══ ENTRIES SUPPLIED ══

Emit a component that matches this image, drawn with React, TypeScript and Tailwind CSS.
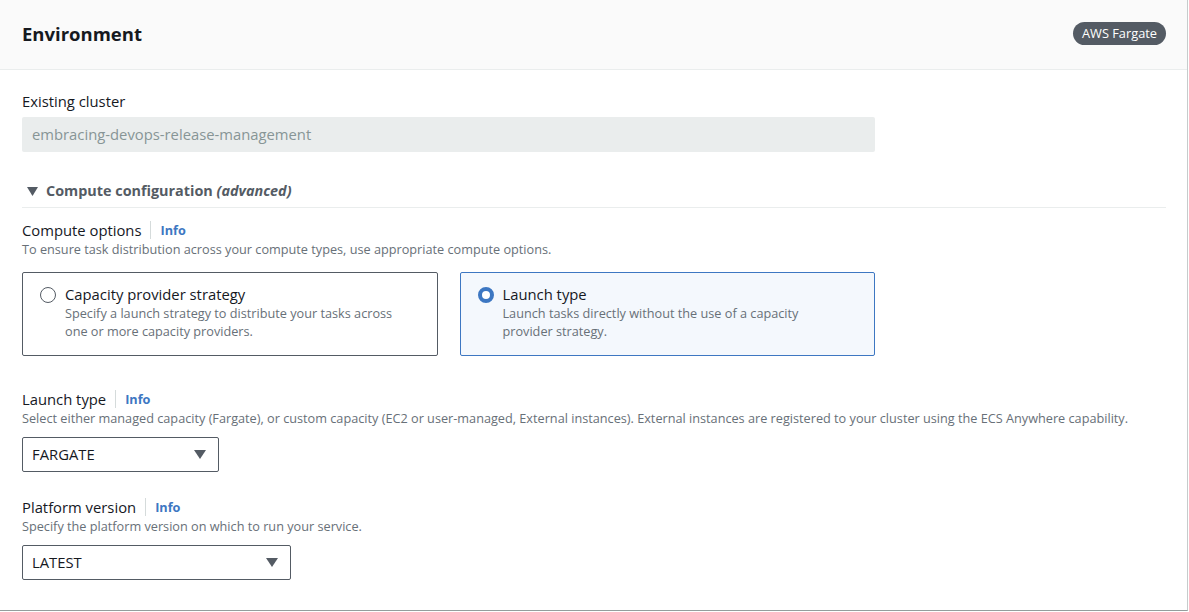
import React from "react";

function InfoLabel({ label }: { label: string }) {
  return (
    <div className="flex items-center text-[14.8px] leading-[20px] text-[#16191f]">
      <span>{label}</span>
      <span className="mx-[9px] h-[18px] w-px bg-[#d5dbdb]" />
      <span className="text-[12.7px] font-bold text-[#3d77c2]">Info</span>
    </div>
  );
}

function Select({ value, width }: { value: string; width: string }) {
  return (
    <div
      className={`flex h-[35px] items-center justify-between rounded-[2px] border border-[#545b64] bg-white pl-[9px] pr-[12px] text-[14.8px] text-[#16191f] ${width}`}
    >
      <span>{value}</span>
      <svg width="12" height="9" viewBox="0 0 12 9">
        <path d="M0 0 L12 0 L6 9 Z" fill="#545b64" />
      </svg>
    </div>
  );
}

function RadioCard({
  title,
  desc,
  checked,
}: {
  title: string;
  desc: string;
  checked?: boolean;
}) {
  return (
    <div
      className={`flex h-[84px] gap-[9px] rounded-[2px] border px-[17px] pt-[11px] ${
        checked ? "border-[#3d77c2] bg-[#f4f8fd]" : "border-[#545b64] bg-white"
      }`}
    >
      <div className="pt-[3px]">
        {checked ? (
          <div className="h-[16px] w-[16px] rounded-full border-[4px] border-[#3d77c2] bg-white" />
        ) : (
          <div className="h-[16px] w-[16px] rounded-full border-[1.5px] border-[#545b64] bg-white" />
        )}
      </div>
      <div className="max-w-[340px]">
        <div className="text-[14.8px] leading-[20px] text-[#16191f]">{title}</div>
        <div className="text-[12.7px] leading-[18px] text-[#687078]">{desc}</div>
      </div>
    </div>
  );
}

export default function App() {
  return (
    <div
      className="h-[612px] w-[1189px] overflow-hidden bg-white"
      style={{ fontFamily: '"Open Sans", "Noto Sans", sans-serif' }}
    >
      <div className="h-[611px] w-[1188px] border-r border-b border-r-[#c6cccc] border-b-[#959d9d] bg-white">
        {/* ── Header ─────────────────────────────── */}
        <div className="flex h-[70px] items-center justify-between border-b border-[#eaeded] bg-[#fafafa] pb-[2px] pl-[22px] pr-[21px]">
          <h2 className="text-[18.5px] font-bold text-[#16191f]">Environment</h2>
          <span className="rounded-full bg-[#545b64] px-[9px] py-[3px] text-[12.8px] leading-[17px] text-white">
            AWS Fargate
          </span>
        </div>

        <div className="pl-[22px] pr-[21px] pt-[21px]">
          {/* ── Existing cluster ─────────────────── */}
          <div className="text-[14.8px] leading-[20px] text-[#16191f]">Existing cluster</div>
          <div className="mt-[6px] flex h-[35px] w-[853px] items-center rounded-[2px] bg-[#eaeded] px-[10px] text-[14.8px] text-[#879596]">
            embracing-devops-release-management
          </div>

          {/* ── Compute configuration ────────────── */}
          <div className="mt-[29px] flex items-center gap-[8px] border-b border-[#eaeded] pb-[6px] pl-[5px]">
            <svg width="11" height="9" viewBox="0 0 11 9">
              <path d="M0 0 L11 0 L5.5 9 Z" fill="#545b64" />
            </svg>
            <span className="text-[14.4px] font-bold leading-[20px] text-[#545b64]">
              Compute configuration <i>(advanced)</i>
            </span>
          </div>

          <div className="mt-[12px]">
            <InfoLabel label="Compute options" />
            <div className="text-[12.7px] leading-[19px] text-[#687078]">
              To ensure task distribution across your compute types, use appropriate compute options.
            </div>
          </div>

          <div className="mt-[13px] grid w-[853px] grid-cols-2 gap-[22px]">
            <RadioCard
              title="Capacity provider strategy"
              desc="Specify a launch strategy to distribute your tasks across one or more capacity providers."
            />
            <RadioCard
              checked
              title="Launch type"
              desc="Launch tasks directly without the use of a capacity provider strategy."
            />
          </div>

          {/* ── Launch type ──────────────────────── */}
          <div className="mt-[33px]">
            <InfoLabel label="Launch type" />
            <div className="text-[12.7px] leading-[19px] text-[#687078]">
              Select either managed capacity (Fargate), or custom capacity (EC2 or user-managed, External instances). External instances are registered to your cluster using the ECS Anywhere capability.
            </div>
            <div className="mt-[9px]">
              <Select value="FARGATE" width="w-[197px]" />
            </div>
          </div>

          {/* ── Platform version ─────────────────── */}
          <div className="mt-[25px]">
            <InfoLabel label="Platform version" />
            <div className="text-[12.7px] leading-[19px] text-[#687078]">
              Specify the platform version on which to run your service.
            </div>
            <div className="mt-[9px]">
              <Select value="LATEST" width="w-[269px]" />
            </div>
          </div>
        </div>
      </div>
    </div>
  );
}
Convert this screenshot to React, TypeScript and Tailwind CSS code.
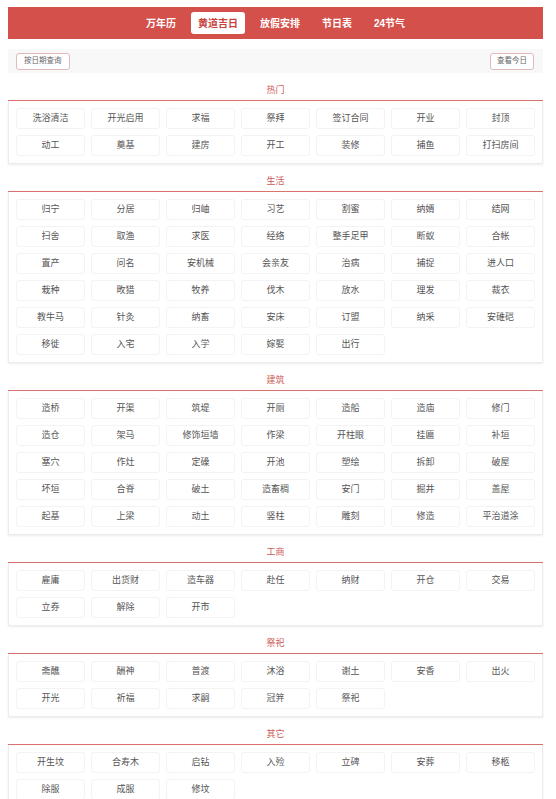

═══

For each line of the entries that includes "this", show that line.

THE OUTPUT:
Emit a component that matches this image, drawn with React, TypeScript and Tailwind CSS.
Convert this screenshot to React, TypeScript and Tailwind CSS code.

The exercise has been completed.